Regional Australia's schools are under unprecedented pressure. With 1,700 teaching positions unfilled across Queensland alone and 78 per cent of principals reporting staff shortages, rural classrooms are increasingly unable to maintain the education their students deserve.
The crisis hits hardest in remote areas. Vacancies in Queensland's North Coast have spiked six-fold, and schools across regional Australia report STEM positions staying empty for months. When a Dubbo school struggles to hire a mathematics teacher or a Cairns primary cannot find a science specialist, classes are merged, remaining teachers burn out, and students fall further behind.
The data is stark. The federal government's National Teacher Workforce Action Plan acknowledges that 63 per cent of lower secondary teachers in regional Australia work in areas reporting chronic shortages—the highest proportion across the OECD. Compare that to urban centres where vacancies fill within weeks, and you see exactly where the equity gap opens.
To address this, the government committed $328 million in December 2022, allocating $159 million for 4,000 additional university teaching places and $56 million for bursaries. Graduate teachers now receive up to $40,000 scholarships if they train in high-need fields. In Queensland, incentive payments have grown: $900 for regional service, $1,200 as recognition payments, and $20,000 beginning teacher support payments. Crucially, teachers working in very remote areas can reduce their HELP debt.
Yet the response, while substantial, is outpaced by the problem. New employment-based teaching pathways launched in 2025 are bringing mid-career professionals into the classroom, but recruitment still lags. The issue isn't funding alone—it's that no amount of money makes remote living attractive when urban schools offer better support, lower stress, and clearer career progression.
For families in rural towns, the impact is immediate and real. Substitute teachers rotating through means inconsistent instruction. Merged classes stretch individual attention. Schools cutting specialist subjects eliminate opportunities for students who excel in languages or sciences. The long-term cost is measured not in budget lines but in workforce productivity, regional competitiveness, and educational equity.
The government's strategy—scholarships, incentives, and debt relief—assumes money moves teachers to where they're needed most. Sometimes it does. But without addressing the deeper challenge of regional isolation, professional development access, and community support, policies end up competing with each other rather than solving the shortage. A teacher might accept $20,000 to start in a rural school, then leave within two years if they feel professionally stranded.

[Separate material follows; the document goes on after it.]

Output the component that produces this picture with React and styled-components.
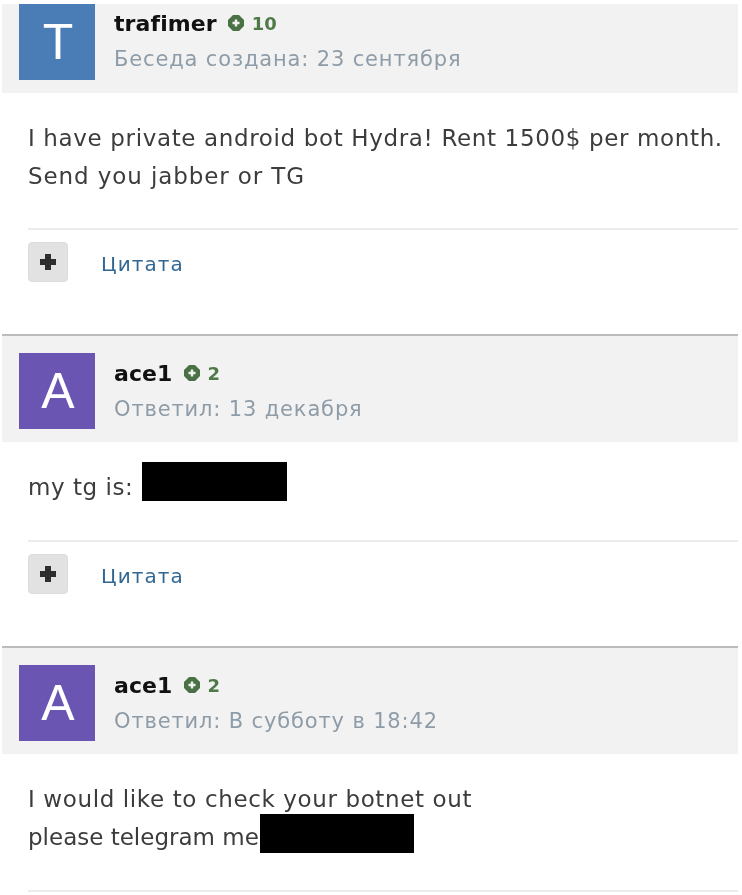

What works elsewhere suggests systemic change is needed. Establishing regional teaching hubs where schools cluster resources and mentor early-career teachers. Improving housing and infrastructure to make regional towns liveable. Creating career pathways so a rural teacher can advance without moving to the city. These require coordination between federal and state governments, school systems, and communities themselves—harder work than distributing scholarships, but more likely to stick.
The government has made a start. Whether it moves fast enough to prevent an entire generation of regional students from falling through the cracks is still an open question.